A se confirmar a extradição, algumas medidas impostas pelo ministro Luís Roberto Barroso terão que ser cumpridas pelos Estados Unidos. No caso de condenação em solo americano, Claudia não poderá receber punições que não estejam previstas na legislação brasileira. Além de, assim, ficar determinada como pena máxima os 30 anos de prisão, tal qual ocorre no Brasil, a contadora também não poderá ser condenada à morte, que ainda é aplicada no estado de Ohio.
O CRIME NOS EUA
Claudia é acusada pela Justiça americana de, em março de 2007, ter assassinado o então marido, Karl Hoerig, um condecorado veterano de guerra. A polícia afirma que a brasileira comprou arma e munição dias antes da morte do companheiro, e que teria treinado em um estande de tiro. Depois de atirar três vezes no militar, ainda conforme apontam as investigações das autoridades da cidade de Trumbull, em Ohio, a contadora teria ido direto para o aeroporto, com o Rio de Janeiro como destino final. Ela passou um período reclusa no distrito de Lumiar, em Friburgo e seguiu para Brasília.

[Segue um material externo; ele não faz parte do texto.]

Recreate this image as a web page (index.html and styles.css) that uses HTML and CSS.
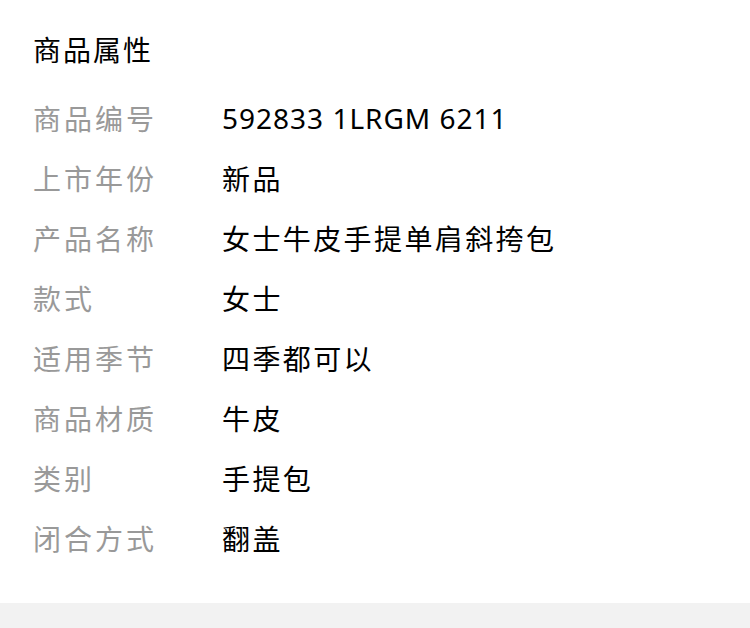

Desde então, os Estados Unidos tentam a extradição da carioca, com direito a crise diplomática nos bastidores. Pressionado por discursos inflamados do congressista Timothy Ryan, o então presidente americano, Barack Obama, chegou a tratar do tema numa visita oficial a Lula, em 2011. Às vésperas da Olimpíada do Rio, amigos e parentes de Karl Hoerig pediram o boicote de atletas americanos aos Jogos até que Claudia fosse extraditada.

Em junho do ano passado, a contadora passou por um procedimento chamado “interrogatório para fins de extradição”, referente ao processo que corria no STF. Durante a audiência, ela recusou-se a comentar sobre a tarde em que deixou os Estados Unidos, no mesmo dia em que Karl Hoerig foi assassinado dentro da residência que dividiam.

Durante duas horas e 20 minutos, a carioca relata que a convivência com o americano, com quem casou após dois meses de namoro, era repleta de agressões e violência. Segundo ela, os abusos incluíam tapas frequentes no rosto e a obrigação de andar nua dentro de casa, “usando só salto alto”. Na única referência direta à morte do militar, Claudia diz: “Eu só me defendi no último dia”.